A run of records
╔══
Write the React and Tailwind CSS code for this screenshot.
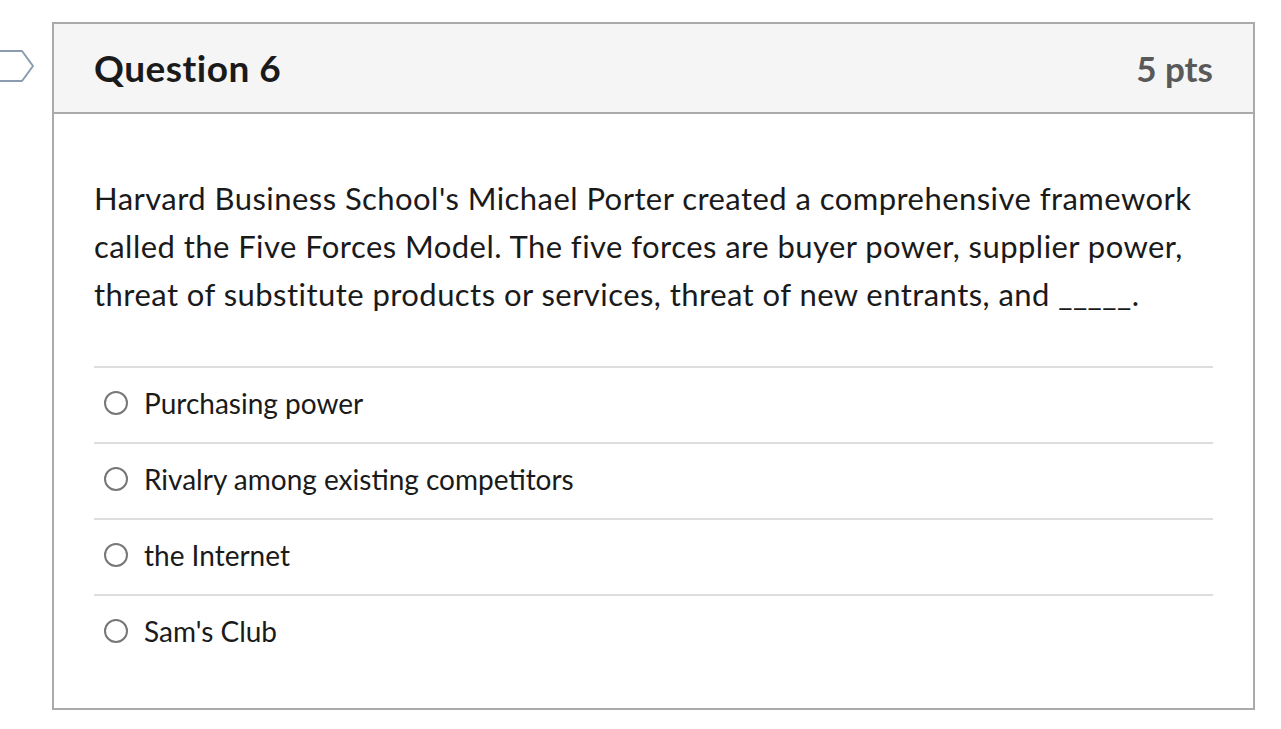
import React from 'react'

const options = ['Purchasing power', 'Rivalry among existing competitors', 'the Internet', "Sam's Club"]

function Tab() {
  return (
    <svg width="52" height="40" viewBox="0 0 52 40" className="mt-[26px] shrink-0">
      <path d="M-2 3 H22 L33 18 L22 33 H-2" fill="white" stroke="#8b9bb0" strokeWidth="2" strokeLinejoin="round" />
    </svg>
  )
}

export default function App() {
  return (
    <div className="flex items-start pt-[22px] bg-white min-h-screen" style={{ fontFamily: 'Lato, "Noto Sans", sans-serif' }}>
      <Tab />
      <div className="w-[1203px] border-2 border-[#aaaaaa] text-[#1a1a1a]">
        <div className="h-[90px] bg-[#f5f5f5] border-b-2 border-[#aaaaaa] flex items-center justify-between px-[40px]">
          <h2 className="text-[37px] font-bold tracking-[0.5px]">Question 6</h2>
          <span className="text-[35px] font-bold text-[#595959]">5 pts</span>
        </div>
        <div className="px-[40px] pt-[60px] pb-[38px]">
          <p className="text-[31px] leading-[48px] tracking-[0.45px] mb-[48px]">
            Harvard Business School's Michael Porter created a comprehensive framework called the Five Forces Model. The five forces are buyer power, supplier power, threat of substitute products or services, threat of new entrants, and _____.
          </p>
          {options.map(o => (
            <label key={o} className="flex items-center h-[76px] border-t-2 border-[#dddddd] pl-[10px] pb-[4px]">
              <span className="w-[24px] h-[24px] rounded-full border-2 border-[#777777] bg-white shrink-0" />
              <span className="ml-[16px] text-[28px]">{o}</span>
            </label>
          ))}
        </div>
      </div>
    </div>
  )
}
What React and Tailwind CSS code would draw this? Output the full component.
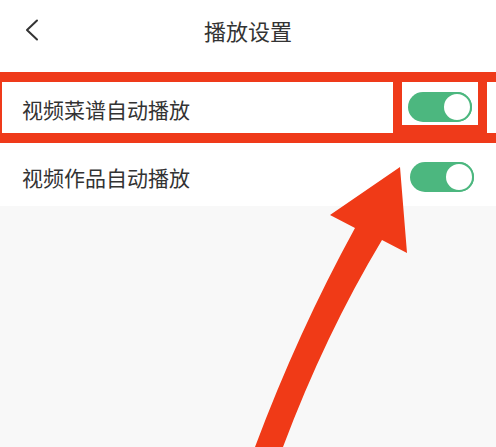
// Interruptor verde (siempre encendido en la captura)
function Interruptor() {
  return (
    <div className="flex h-[30px] w-[64px] items-center justify-end rounded-full bg-[#4cb77f]">
      <div className="h-[30px] w-[30px] rounded-full border-[2px] border-[#4cb77f] bg-white" />
    </div>
  );
}

export default function App() {
  return (
    <div
      className="relative h-[447px] w-[496px] overflow-hidden bg-[#f8f8f8] text-[#333]"
      style={{ fontFamily: '"Noto Sans CJK SC", "Noto Sans", sans-serif' }}
    >
      {/* Encabezado */}
      <div className="flex h-[72px] items-center bg-white pb-[12px]">
        <div className="flex w-[60px] justify-start pl-[24px]">
          <svg width="16" height="22" viewBox="0 0 16 22" fill="none">
            <polyline points="13,1.5 3,11 13,20.5" stroke="#333" strokeWidth="2" strokeLinecap="round" strokeLinejoin="round" />
          </svg>
        </div>
        <h1 className="flex-1 text-center text-[22px] leading-none text-[#333]">播放设置</h1>
        <div className="w-[60px]" />
      </div>

      {/* Fila 1 con marco rojo */}
      <div className="flex h-[71px] border-y-[10px] border-l-[2px] border-[#ef3a1a] bg-white">
        <div className="flex flex-1 items-center pl-[20px] pt-[4px] text-[21px]">视频菜谱自动播放</div>
        <div className="flex w-[94px] justify-center border-x-[9px] border-b-[8px] border-[#ef3a1a] pt-[10px]">
          <Interruptor />
        </div>
        <div className="w-[9px]" />
      </div>

      {/* Fila 2 */}
      <div className="flex h-[63px] items-center justify-between bg-white pl-[22px] pr-[22px]">
        <span className="pt-[6px] text-[21px]">视频作品自动播放</span>
        <div className="pt-[4px]">
          <Interruptor />
        </div>
      </div>

      {/* Flecha roja de anotación */}
      <svg className="absolute left-0 top-0" width="496" height="447" viewBox="0 0 496 447">
        <path
          d="M400 167 L407 253 L382 240 Q325 335 283 447 L255 447 Q298 332 355 228 L330 215 Z"
          fill="#f03a17"
        />
      </svg>
    </div>
  );
}
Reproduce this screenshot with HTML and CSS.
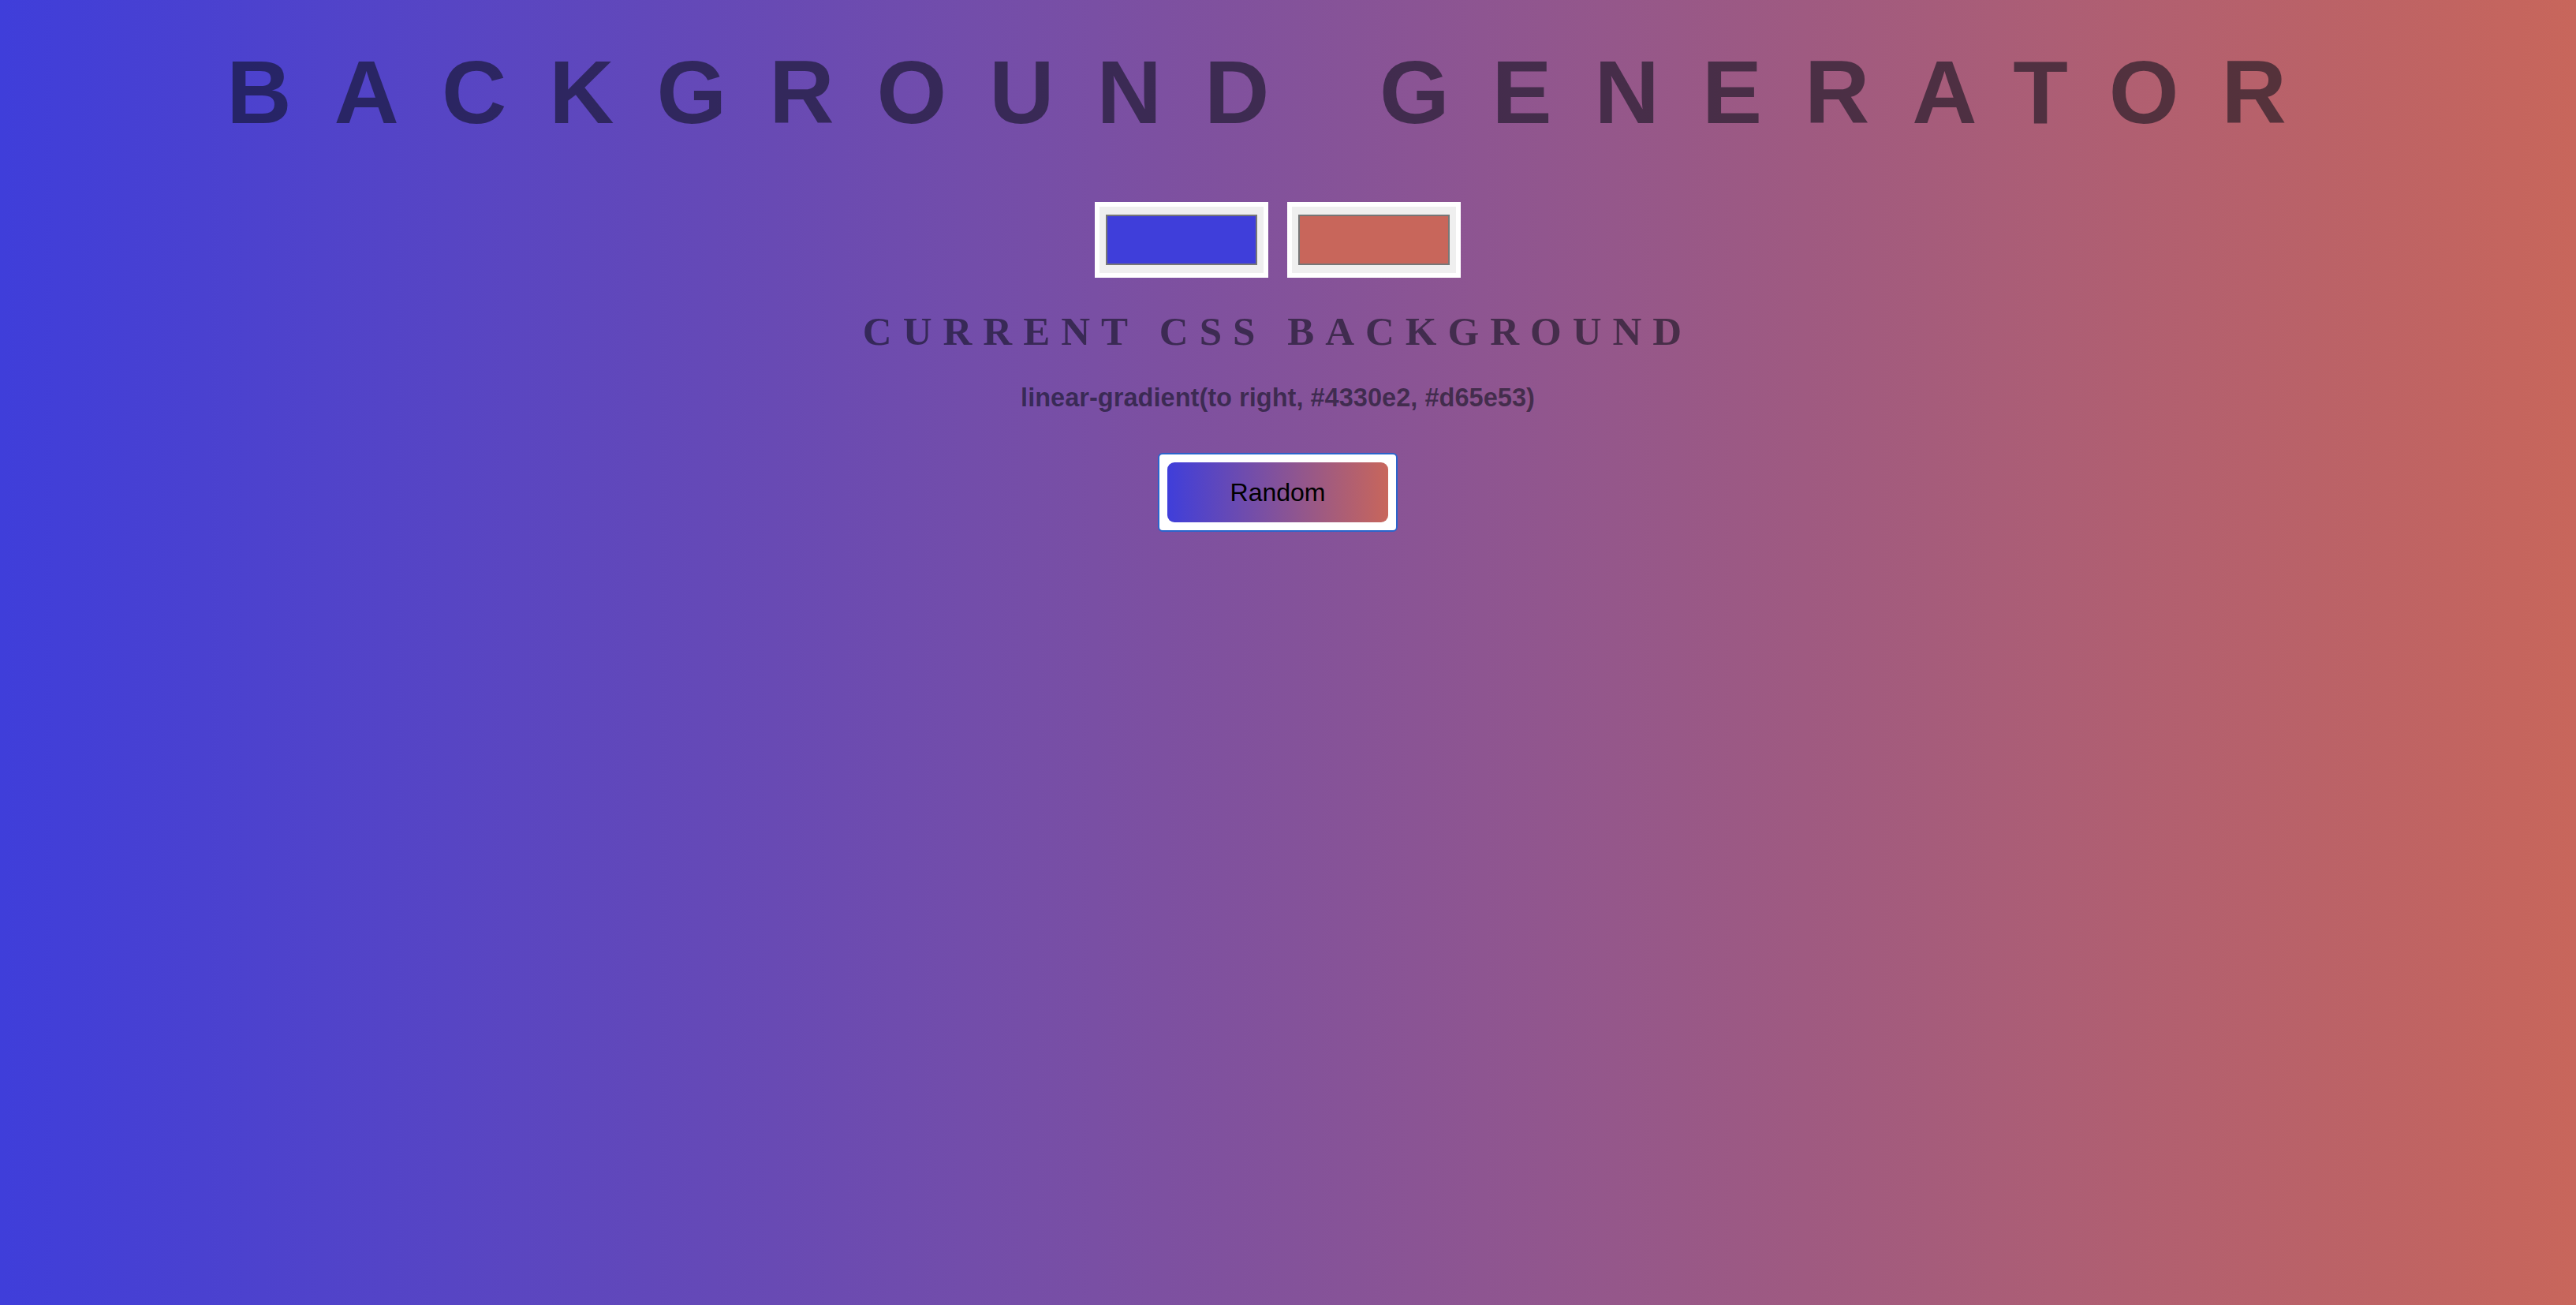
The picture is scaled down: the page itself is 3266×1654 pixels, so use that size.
FILE: index.html
```html
<!DOCTYPE html>
<html lang="en">
<head>
<meta charset="utf-8">
<title>Background Generator</title>
<link rel="stylesheet" href="styles.css">
</head>
<body>
<main class="page">
  <h1 class="title">BACKGROUND GENERATOR</h1>
  <div class="pickers">
    <div class="picker"><div class="swatch swatch-blue"></div></div>
    <div class="picker"><div class="swatch swatch-red"></div></div>
  </div>
  <h3 class="subtitle">CURRENT CSS BACKGROUND</h3>
  <p class="css-value">linear-gradient(to right, #4330e2, #d65e53)</p>
  <div class="focus-ring">
    <button class="random-btn" type="button">Random</button>
  </div>
</main>
</body>
</html>
```

FILE: styles.css
```css
html, body {
  margin: 0;
  padding: 0;
  height: 100%;
}

body {
  background: linear-gradient(to right, #3f3eda, #c8665b);
  font-family: "Liberation Sans", Arial, sans-serif;
}

.page {
  display: flex;
  flex-direction: column;
  align-items: center;
  padding: 52px 26px 0 0;
  min-height: 100%;
  box-sizing: border-box;
}

.title {
  margin: 0;
  font-family: "Liberation Sans", Arial, sans-serif;
  font-weight: bold;
  font-size: 114px;
  line-height: 130px;
  letter-spacing: 54px;
  color: rgba(10, 14, 24, 0.57);
  white-space: nowrap;
}

.pickers {
  display: flex;
  gap: 24px;
  margin-top: 74px;
}

.picker {
  border: 6px solid #ffffff;
  background: #efefef;
  padding: 10px 8px;
}

.swatch {
  width: 188px;
  height: 60px;
  border: 2px solid #777777;
}

.swatch-blue {
  background: #3f3eda;
}

.swatch-red {
  background: #c8665b;
}

.subtitle {
  margin: 38px 0 0 0;
  font-family: "Liberation Serif", "Times New Roman", serif;
  font-weight: bold;
  font-size: 51px;
  line-height: 60px;
  letter-spacing: 14px;
  color: rgba(10, 14, 24, 0.57);
  white-space: nowrap;
}

.css-value {
  margin: 34px 0 0 0;
  font-family: "Liberation Sans", Arial, sans-serif;
  font-weight: bold;
  font-size: 32.6px;
  line-height: 40px;
  color: rgba(10, 14, 24, 0.57);
  white-space: nowrap;
}

.focus-ring {
  margin-top: 50px;
  border: 2px solid #2a64cc;
  border-radius: 6px;
  background: #ffffff;
  padding: 10px;
  display: flex;
}

.random-btn {
  width: 280px;
  height: 76px;
  border: none;
  border-radius: 9px;
  background: linear-gradient(to right, #3f3eda, #c8665b);
  font-family: "Liberation Sans", Arial, sans-serif;
  font-size: 32px;
  color: #000000;
  padding: 0;
  display: flex;
  align-items: center;
  justify-content: center;
}
```
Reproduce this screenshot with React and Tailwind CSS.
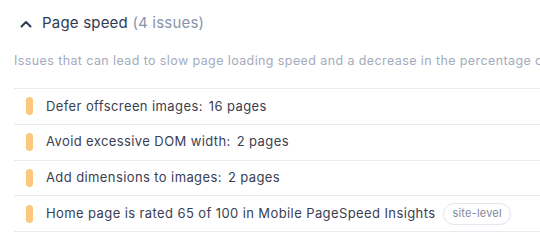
import React from 'react';

const ISSUES = [
  { label: 'Defer offscreen images:', count: '16 pages' },
  { label: 'Avoid excessive DOM width:', count: '2 pages' },
  { label: 'Add dimensions to images:', count: '2 pages' },
  { label: 'Home page is rated 65 of 100 in Mobile PageSpeed Insights', badge: 'site-level' },
];

export default function App() {
  return (
    <div className="w-[540px] h-[246px] overflow-hidden bg-white font-['Inter',sans-serif]">
      <div className="pl-[14px]">
        {/* Header */}
        <div className="flex items-center h-[46px] pl-[6px]">
          <svg width="12" height="8" viewBox="0 0 12 8" className="mt-[1px]">
            <path d="M1.5 6.5 L6 2 L10.5 6.5" fill="none" stroke="#2b3a55" strokeWidth="2" strokeLinecap="round" strokeLinejoin="round" />
          </svg>
          <div className="ml-[10px] text-[15px] tracking-[0.2px] text-[#2f3b55]">
            Page speed <span className="text-[#8a93a8]">(4 issues)</span>
          </div>
        </div>

        {/* Description */}
        <div className="whitespace-nowrap text-[12.5px] tracking-[0.4px] text-[#a3abbe] mt-[3px] h-[24px] leading-[24px]">
          Issues that can lead to slow page loading speed and a decrease in the percentage of
        </div>

        {/* Issues */}
        <div className="mt-[15px] border-t border-[#e8eaef]">
          {ISSUES.map((it) => (
            <div key={it.label} className="flex items-center h-[35.75px] border-b border-[#e8eaef] pl-[12px]">
              <div className="w-[7px] h-[18px] rounded-full bg-[#fdc77c]" />
              <div className="ml-[13px] text-[13px] tracking-[0.4px] text-[#3a4053] whitespace-nowrap">
                {it.label}
                {it.count && <span className="ml-[6px]">{it.count}</span>}
              </div>
              {it.badge && (
                <span className="ml-[8px] px-[8px] h-[22px] flex items-center rounded-full border border-[#e3e6ec] text-[11px] tracking-[0.2px] text-[#7d879c]">
                  {it.badge}
                </span>
              )}
            </div>
          ))}
        </div>
      </div>
    </div>
  );
}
╚══
**Exercise**
Return nothing but the lines running from the start of the data to the line with "const options = ['Purchasing", please, both ends included and no pictures.

**Final result**
Write the React and Tailwind CSS code for this screenshot.
import React from 'react'

const options = ['Purchasing power', 'Rivalry among existing competitors', 'the Internet', "Sam's Club"]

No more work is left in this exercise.